Instructions to follow: Transcribe the whole listing without a single picture.

··· Recorded data

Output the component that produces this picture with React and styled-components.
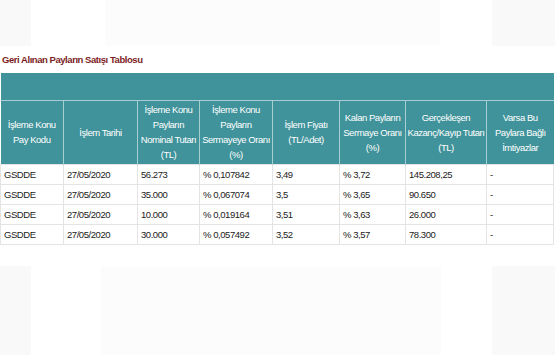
import React from 'react';
import styled, { createGlobalStyle } from 'styled-components';

const GlobalStyle = createGlobalStyle`
    body {
        margin: 0;
        background: #fff;
        font-family: "Liberation Sans", Arial, sans-serif;
    }
`;

const Page = styled.div`
    width: 555px;
    height: 355px;
    display: flex;
    flex-direction: column;
    overflow: hidden;
`;

const GhostBand = styled.div`
    height: ${props => props.h}px;
    margin-top: ${props => props.mt || 0}px;
    display: flex;
`;

const Ghost = styled.div`
    width: ${props => props.w}px;
    margin-left: ${props => props.ml || 0}px;
    background: ${props => props.tone || '#f9f9f9'};
`;

const Title = styled.h3`
    margin: 9px 0 8px 2px;
    font-size: 9.5px;
    line-height: 10px;
    font-weight: 700;
    letter-spacing: -0.45px;
    color: #7b1e24;
`;

const Table = styled.table`
    width: 553px;
    border-collapse: collapse;
    table-layout: fixed;
    font-size: 9.5px;
    letter-spacing: -0.45px;
`;

const Band = styled.th`
    height: 27px;
    background: #40939a;
    border-bottom: 1px solid #a7cfd2;
    padding: 0;
`;

const HeadCell = styled.th`
    background: #40939a;
    color: #fff;
    font-weight: 400;
    line-height: 15px;
    height: 63px;
    padding: 0 1px;
    text-align: center;
    vertical-align: middle;
    border-left: 1px solid #a7cfd2;
    &:first-child {
        border-left: none;
    }
`;

const Cell = styled.td`
    height: 19px;
    padding: 0 0 0 3px;
    color: #222;
    border: 1px solid #e4e4e4;
    white-space: nowrap;
    vertical-align: middle;
`;

const columns = [
    { w: 63, label: ['İşleme Konu', 'Pay Kodu'] },
    { w: 74, label: ['İşlem Tarihi'] },
    { w: 62, label: ['İşleme Konu', 'Payların', 'Nominal Tutarı', '(TL)'] },
    { w: 73, label: ['İşleme Konu', 'Payların', 'Sermayeye Oranı', '(%)'] },
    { w: 67, label: ['İşlem Fiyatı', '(TL/Adet)'] },
    { w: 66, label: ['Kalan Payların', 'Sermaye Oranı', '(%)'] },
    { w: 81, label: ['Gerçekleşen', 'Kazanç/Kayıp Tutarı', '(TL)'] },
    { w: 67, label: ['Varsa Bu', 'Paylara Bağlı', 'İmtiyazlar'] },
];

const rows = [
    ['GSDDE', '27/05/2020', '56.273', '% 0,107842', '3,49', '% 3,72', '145.208,25', '-'],
    ['GSDDE', '27/05/2020', '35.000', '% 0,067074', '3,5', '% 3,65', '90.650', '-'],
    ['GSDDE', '27/05/2020', '10.000', '% 0,019164', '3,51', '% 3,63', '26.000', '-'],
    ['GSDDE', '27/05/2020', '30.000', '% 0,057492', '3,52', '% 3,57', '78.300', '-'],
];

function App() {
    return (
        <Page>
            <GlobalStyle />
            <GhostBand h={46}>
                <Ghost w={31} />
                <Ghost w={335} ml={74} tone="#fcfcfc" />
                <Ghost w={63} ml={52} />
            </GhostBand>
            <Title>Geri Alınan Payların Satışı Tablosu</Title>
            <Table>
                <colgroup>
                    {columns.map((c, i) => <col key={i} style={{ width: c.w }} />)}
                </colgroup>
                <thead>
                    <tr><Band colSpan={8} /></tr>
                    <tr>
                        {columns.map((c, i) => (
                            <HeadCell key={i}>
                                {c.label.map((l, j) => <div key={j}>{l}</div>)}
                            </HeadCell>
                        ))}
                    </tr>
                </thead>
                <tbody>
                    {rows.map((r, i) => (
                        <tr key={i}>
                            {r.map((v, j) => <Cell key={j}>{v}</Cell>)}
                        </tr>
                    ))}
                </tbody>
            </Table>
            <GhostBand h={90} mt={21}>
                <Ghost w={31} />
                <Ghost w={340} ml={70} tone="#fcfcfc" />
                <Ghost w={63} ml={51} />
            </GhostBand>
        </Page>
    );
}

export default App;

······

Expected answer:
Output the component that produces this picture with React and styled-components.
import React from 'react';
import styled, { createGlobalStyle } from 'styled-components';

const GlobalStyle = createGlobalStyle`
    body {
        margin: 0;
        background: #fff;
        font-family: "Liberation Sans", Arial, sans-serif;
    }
`;

const Page = styled.div`
    width: 555px;
    height: 355px;
    display: flex;
    flex-direction: column;
    overflow: hidden;
`;

const GhostBand = styled.div`
    height: ${props => props.h}px;
    margin-top: ${props => props.mt || 0}px;
    display: flex;
`;

const Ghost = styled.div`
    width: ${props => props.w}px;
    margin-left: ${props => props.ml || 0}px;
    background: ${props => props.tone || '#f9f9f9'};
`;

const Title = styled.h3`
    margin: 9px 0 8px 2px;
    font-size: 9.5px;
    line-height: 10px;
    font-weight: 700;
    letter-spacing: -0.45px;
    color: #7b1e24;
`;

const Table = styled.table`
    width: 553px;
    border-collapse: collapse;
    table-layout: fixed;
    font-size: 9.5px;
    letter-spacing: -0.45px;
`;

const Band = styled.th`
    height: 27px;
    background: #40939a;
    border-bottom: 1px solid #a7cfd2;
    padding: 0;
`;

const HeadCell = styled.th`
    background: #40939a;
    color: #fff;
    font-weight: 400;
    line-height: 15px;
    height: 63px;
    padding: 0 1px;
    text-align: center;
    vertical-align: middle;
    border-left: 1px solid #a7cfd2;
    &:first-child {
        border-left: none;
    }
`;

const Cell = styled.td`
    height: 19px;
    padding: 0 0 0 3px;
    color: #222;
    border: 1px solid #e4e4e4;
    white-space: nowrap;
    vertical-align: middle;
`;

const columns = [
    { w: 63, label: ['İşleme Konu', 'Pay Kodu'] },
    { w: 74, label: ['İşlem Tarihi'] },
    { w: 62, label: ['İşleme Konu', 'Payların', 'Nominal Tutarı', '(TL)'] },
    { w: 73, label: ['İşleme Konu', 'Payların', 'Sermayeye Oranı', '(%)'] },
    { w: 67, label: ['İşlem Fiyatı', '(TL/Adet)'] },
    { w: 66, label: ['Kalan Payların', 'Sermaye Oranı', '(%)'] },
    { w: 81, label: ['Gerçekleşen', 'Kazanç/Kayıp Tutarı', '(TL)'] },
    { w: 67, label: ['Varsa Bu', 'Paylara Bağlı', 'İmtiyazlar'] },
];

const rows = [
    ['GSDDE', '27/05/2020', '56.273', '% 0,107842', '3,49', '% 3,72', '145.208,25', '-'],
    ['GSDDE', '27/05/2020', '35.000', '% 0,067074', '3,5', '% 3,65', '90.650', '-'],
    ['GSDDE', '27/05/2020', '10.000', '% 0,019164', '3,51', '% 3,63', '26.000', '-'],
    ['GSDDE', '27/05/2020', '30.000', '% 0,057492', '3,52', '% 3,57', '78.300', '-'],
];

function App() {
    return (
        <Page>
            <GlobalStyle />
            <GhostBand h={46}>
                <Ghost w={31} />
                <Ghost w={335} ml={74} tone="#fcfcfc" />
                <Ghost w={63} ml={52} />
            </GhostBand>
            <Title>Geri Alınan Payların Satışı Tablosu</Title>
            <Table>
                <colgroup>
                    {columns.map((c, i) => <col key={i} style={{ width: c.w }} />)}
                </colgroup>
                <thead>
                    <tr><Band colSpan={8} /></tr>
                    <tr>
                        {columns.map((c, i) => (
                            <HeadCell key={i}>
                                {c.label.map((l, j) => <div key={j}>{l}</div>)}
                            </HeadCell>
                        ))}
                    </tr>
                </thead>
                <tbody>
                    {rows.map((r, i) => (
                        <tr key={i}>
                            {r.map((v, j) => <Cell key={j}>{v}</Cell>)}
                        </tr>
                    ))}
                </tbody>
            </Table>
            <GhostBand h={90} mt={21}>
                <Ghost w={31} />
                <Ghost w={340} ml={70} tone="#fcfcfc" />
                <Ghost w={63} ml={51} />
            </GhostBand>
        </Page>
    );
}

export default App;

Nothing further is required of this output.